Tributary of the Lehigh River in Carbon County, Pennsylvania

Black Creek is a 7.6 mi brook tributary of the Lehigh River in Carbon County, Pennsylvania, in the United States,. Its waters start at the very south edge of Weatherly, Pennsylvania at the confluence of Beaver and Hazle Creeks, then runs nearly due east to its mouth on the Lehigh River in Maple Hollow at the former railroad depot of Penn Haven Junction just east of Hinkles Valley. The confluence was a waypoint along the 19th-century Lehigh & Susquehanna Turnpike (Note: The Lausanne-Nescopeck Turnpike leg was part of a larger Lehigh and Susquehanna road network connecting Philadelphia to the southern Wyoming Valley, as its north-northwestwards course descended the barrier ridge, Broad Mountain to follow along Beaver Creek on its way to the mountain pass leading to Hazelton, PA and the Susquehanna River opposite Shickshinny, PA.) Black Creek has two major tributaries joining within Weatherly, the 7 mi long Beaver Creek (Carbon County)

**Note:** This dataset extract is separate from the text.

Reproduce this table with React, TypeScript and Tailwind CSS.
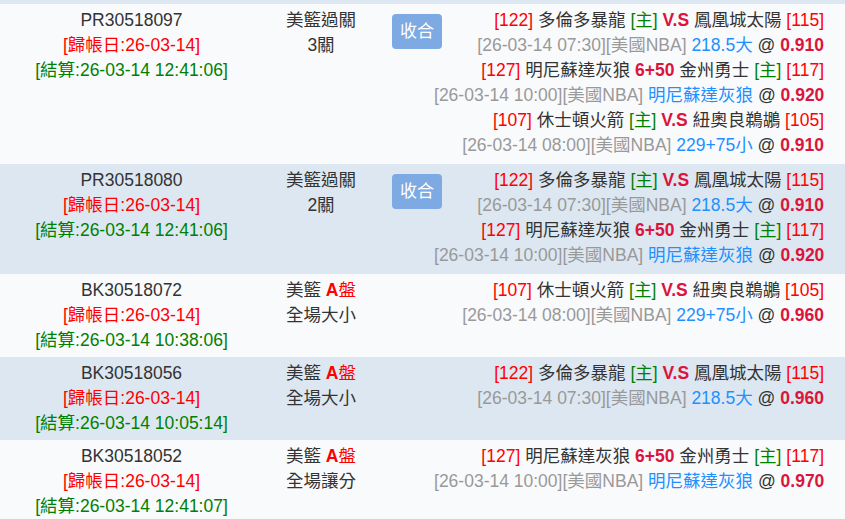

The tributary Quakake Creek, is the more dispersed and disorganized source waters, originating in over half-a-dozen small streams; it is also listed by the Geographic Names Information System (GNIS) as a variant name for Black Creek.

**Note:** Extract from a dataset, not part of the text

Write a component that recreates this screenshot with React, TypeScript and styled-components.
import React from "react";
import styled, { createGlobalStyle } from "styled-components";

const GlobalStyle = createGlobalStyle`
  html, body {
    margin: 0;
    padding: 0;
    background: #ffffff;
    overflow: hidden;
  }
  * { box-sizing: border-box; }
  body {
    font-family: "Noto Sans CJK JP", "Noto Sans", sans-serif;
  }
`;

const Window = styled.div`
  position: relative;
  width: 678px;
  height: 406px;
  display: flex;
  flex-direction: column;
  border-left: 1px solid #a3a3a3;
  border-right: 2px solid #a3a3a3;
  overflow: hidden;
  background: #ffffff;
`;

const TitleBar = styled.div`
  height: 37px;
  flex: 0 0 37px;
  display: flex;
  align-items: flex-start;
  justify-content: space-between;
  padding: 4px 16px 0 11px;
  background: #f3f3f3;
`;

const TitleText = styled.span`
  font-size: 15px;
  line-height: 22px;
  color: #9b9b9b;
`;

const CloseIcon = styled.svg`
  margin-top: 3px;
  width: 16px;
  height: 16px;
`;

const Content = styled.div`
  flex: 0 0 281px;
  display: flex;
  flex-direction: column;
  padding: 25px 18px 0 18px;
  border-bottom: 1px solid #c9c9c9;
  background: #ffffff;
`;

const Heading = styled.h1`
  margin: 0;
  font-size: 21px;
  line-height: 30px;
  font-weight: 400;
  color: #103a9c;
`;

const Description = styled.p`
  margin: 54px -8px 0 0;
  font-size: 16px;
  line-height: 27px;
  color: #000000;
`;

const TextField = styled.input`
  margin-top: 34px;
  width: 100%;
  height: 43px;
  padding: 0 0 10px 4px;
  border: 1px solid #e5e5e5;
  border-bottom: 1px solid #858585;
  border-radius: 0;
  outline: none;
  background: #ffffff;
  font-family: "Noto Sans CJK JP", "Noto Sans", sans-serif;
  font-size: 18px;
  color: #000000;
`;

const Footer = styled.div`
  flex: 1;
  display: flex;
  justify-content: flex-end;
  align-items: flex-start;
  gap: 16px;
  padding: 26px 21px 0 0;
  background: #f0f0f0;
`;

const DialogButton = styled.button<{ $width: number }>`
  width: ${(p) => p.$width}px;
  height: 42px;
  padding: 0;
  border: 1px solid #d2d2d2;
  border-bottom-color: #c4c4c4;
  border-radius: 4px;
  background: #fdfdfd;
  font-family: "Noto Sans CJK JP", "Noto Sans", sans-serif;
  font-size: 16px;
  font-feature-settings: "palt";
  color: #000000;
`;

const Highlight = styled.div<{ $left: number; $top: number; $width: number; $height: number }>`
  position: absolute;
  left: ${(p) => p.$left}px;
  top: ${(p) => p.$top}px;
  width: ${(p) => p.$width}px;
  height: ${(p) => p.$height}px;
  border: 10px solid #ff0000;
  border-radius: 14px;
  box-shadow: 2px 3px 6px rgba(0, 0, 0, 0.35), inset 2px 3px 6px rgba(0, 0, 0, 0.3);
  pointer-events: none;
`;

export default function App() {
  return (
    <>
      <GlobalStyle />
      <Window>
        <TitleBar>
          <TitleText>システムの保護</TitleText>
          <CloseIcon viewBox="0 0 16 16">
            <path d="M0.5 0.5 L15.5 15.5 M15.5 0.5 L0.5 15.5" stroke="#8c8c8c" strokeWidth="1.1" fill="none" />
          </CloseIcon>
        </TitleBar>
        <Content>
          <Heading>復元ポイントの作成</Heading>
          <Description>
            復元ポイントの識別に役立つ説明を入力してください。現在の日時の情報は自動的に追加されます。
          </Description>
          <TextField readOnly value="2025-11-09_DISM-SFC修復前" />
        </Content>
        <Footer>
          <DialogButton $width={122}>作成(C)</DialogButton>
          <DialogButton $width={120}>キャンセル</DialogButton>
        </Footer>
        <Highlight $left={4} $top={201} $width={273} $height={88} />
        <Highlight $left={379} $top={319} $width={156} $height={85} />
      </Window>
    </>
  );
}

Black Creek was named because of the because of the dark background pigment in the water created by anthracite coal, but this was a later development as its confluence origin and main course easterly became far more important hosting Railroad trackage than the Turnpike ever hoped to become. Historically, Black Creek was also known as Hazel Creek, stemming from the hazelnut trees that grew alongside its banks, though that name in the present-day is given a tributary of Beaver Creek closer to Beaver Meadows, PA. (Note: Since the streambeds are masked by the town buildings within modern Weatherly, the upper reaches of the creek passing through Weatherly are also sometimes referred to by locals as 'Hazel Creek', but are in fact, officially Beaver Creek, which bi-sects the towns streets in its north to south jog—the Hazel Creek is a bit upstream from there generating the confusion in names.)

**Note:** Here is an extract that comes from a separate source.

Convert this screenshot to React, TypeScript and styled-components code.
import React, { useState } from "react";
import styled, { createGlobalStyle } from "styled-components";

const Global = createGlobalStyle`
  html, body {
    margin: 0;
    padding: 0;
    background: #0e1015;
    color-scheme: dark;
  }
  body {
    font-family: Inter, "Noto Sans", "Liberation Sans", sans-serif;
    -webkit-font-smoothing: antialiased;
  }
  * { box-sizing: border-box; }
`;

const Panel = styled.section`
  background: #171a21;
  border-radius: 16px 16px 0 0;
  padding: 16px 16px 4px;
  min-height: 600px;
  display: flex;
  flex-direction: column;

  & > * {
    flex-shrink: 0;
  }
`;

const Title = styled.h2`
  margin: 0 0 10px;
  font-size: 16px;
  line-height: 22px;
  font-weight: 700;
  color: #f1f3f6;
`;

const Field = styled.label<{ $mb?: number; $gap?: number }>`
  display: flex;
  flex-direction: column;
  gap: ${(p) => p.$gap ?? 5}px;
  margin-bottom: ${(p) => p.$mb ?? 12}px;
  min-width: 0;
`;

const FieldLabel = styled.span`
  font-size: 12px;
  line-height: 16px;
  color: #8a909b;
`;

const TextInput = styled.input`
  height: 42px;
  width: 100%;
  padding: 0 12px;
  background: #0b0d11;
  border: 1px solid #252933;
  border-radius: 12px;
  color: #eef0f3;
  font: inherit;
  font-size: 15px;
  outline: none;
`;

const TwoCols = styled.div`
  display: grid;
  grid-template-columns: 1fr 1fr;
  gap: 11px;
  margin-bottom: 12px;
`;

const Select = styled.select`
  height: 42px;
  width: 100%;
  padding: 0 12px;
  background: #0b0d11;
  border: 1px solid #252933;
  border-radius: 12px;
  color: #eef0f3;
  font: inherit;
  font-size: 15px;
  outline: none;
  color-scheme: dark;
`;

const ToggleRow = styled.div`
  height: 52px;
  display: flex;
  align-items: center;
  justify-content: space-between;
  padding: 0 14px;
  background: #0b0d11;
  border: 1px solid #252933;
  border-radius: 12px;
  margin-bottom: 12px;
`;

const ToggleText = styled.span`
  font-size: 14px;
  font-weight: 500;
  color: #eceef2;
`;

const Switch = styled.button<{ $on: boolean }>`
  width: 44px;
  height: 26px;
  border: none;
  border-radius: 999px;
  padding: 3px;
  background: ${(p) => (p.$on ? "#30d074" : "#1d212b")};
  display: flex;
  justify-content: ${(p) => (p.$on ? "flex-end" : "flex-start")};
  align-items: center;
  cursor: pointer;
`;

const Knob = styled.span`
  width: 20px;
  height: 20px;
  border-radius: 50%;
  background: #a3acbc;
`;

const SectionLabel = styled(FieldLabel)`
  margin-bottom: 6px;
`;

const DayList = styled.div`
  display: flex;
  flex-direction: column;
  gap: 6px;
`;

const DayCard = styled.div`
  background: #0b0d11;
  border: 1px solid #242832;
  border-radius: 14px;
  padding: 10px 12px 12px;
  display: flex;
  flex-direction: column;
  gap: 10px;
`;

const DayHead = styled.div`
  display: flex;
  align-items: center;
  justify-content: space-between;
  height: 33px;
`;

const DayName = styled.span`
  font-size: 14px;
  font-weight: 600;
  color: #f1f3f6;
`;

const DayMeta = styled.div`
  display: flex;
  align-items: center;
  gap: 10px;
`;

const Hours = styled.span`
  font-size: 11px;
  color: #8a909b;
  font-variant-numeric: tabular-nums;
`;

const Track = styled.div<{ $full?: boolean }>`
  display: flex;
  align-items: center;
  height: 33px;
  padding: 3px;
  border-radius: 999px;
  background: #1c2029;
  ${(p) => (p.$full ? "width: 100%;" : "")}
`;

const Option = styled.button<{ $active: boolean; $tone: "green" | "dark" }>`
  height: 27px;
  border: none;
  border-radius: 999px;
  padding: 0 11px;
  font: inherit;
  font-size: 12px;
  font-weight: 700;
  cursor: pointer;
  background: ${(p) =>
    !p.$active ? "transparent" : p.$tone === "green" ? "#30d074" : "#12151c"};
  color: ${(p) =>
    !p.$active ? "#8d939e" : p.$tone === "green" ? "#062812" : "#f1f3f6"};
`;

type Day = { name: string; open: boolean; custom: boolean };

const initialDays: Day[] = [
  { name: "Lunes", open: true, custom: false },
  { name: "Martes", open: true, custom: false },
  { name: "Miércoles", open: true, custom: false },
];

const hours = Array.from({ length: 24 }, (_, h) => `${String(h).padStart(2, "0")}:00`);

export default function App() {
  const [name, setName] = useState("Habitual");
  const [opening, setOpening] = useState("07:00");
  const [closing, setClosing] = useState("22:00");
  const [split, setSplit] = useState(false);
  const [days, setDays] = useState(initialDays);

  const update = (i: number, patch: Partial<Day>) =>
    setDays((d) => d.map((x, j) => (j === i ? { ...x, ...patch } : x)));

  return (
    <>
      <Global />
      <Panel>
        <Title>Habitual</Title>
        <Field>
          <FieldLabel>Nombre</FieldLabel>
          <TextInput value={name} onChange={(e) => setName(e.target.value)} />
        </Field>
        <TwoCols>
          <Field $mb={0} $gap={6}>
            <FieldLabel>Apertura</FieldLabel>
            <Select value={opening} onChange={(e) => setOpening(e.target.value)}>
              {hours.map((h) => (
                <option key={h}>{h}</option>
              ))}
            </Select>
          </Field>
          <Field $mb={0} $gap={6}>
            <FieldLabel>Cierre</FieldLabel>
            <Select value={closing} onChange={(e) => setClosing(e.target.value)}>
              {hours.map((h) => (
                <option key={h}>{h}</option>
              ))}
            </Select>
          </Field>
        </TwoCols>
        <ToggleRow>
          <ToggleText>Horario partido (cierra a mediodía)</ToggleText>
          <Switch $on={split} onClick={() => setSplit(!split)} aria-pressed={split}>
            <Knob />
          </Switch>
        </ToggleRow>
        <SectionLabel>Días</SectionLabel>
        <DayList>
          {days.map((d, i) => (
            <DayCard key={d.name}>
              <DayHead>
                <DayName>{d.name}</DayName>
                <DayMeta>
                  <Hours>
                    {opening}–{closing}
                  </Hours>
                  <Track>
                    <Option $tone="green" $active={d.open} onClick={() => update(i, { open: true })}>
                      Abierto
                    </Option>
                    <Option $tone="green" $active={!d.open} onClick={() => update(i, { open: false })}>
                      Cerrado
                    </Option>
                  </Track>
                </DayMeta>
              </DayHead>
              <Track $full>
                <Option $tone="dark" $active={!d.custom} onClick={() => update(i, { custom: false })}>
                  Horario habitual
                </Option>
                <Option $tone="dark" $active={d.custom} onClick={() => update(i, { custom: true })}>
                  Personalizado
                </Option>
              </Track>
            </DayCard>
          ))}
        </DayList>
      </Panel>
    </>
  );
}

Black Creek, Beaver Creek and Weatherly are all historically related to the Beaver Meadow Railroad, an 1830 predecessor railway to (purchased in 1855 by the newly formed) Lehigh Valley Railroad corporation (LV or LVRR), which grew to be a famous Class I railway. (Note: The Beaver Meadow Railroad was the first North American to use steam locomotives as the prime mover providing tractive effort. The Delaware & Hudson Canal's Railway imported four engines several years before, but found they were too heavy to run on their light tracks—track laying and configurations were themselves each an emerging technology in the 1830s.) The banks-side footpath from the Lehigh River at the 19th century settlement of Lausanne Landing climbed the steep south slopes of Broad Mountain and followed a chain of watercourses to Nescopeck opposite Shickshinny, PA on the main Susquehanna branch. Initially, in 1830, the Beaver Meadow mining operations sent coal out by pack mules, but then capitalized the railway, when the technology was emergent and untried. Consequently, the creek hosted the first operating steam locomotives employed as mobile traction engines in the United States. (Note: The Delaware and Hudson purchased the first steam locos for their trackage between the Delaware and the Coaldale, PA mines above Scranton, but finding they were too heavy, used them as fixed engines operating the cable winches in the cable railway parts of the system.)

Black Creek joins the Lehigh River near the community of Rockport, the closest occupied place to Penn Haven Junction in the midst of the rough terrain of the Lehigh River Gorge.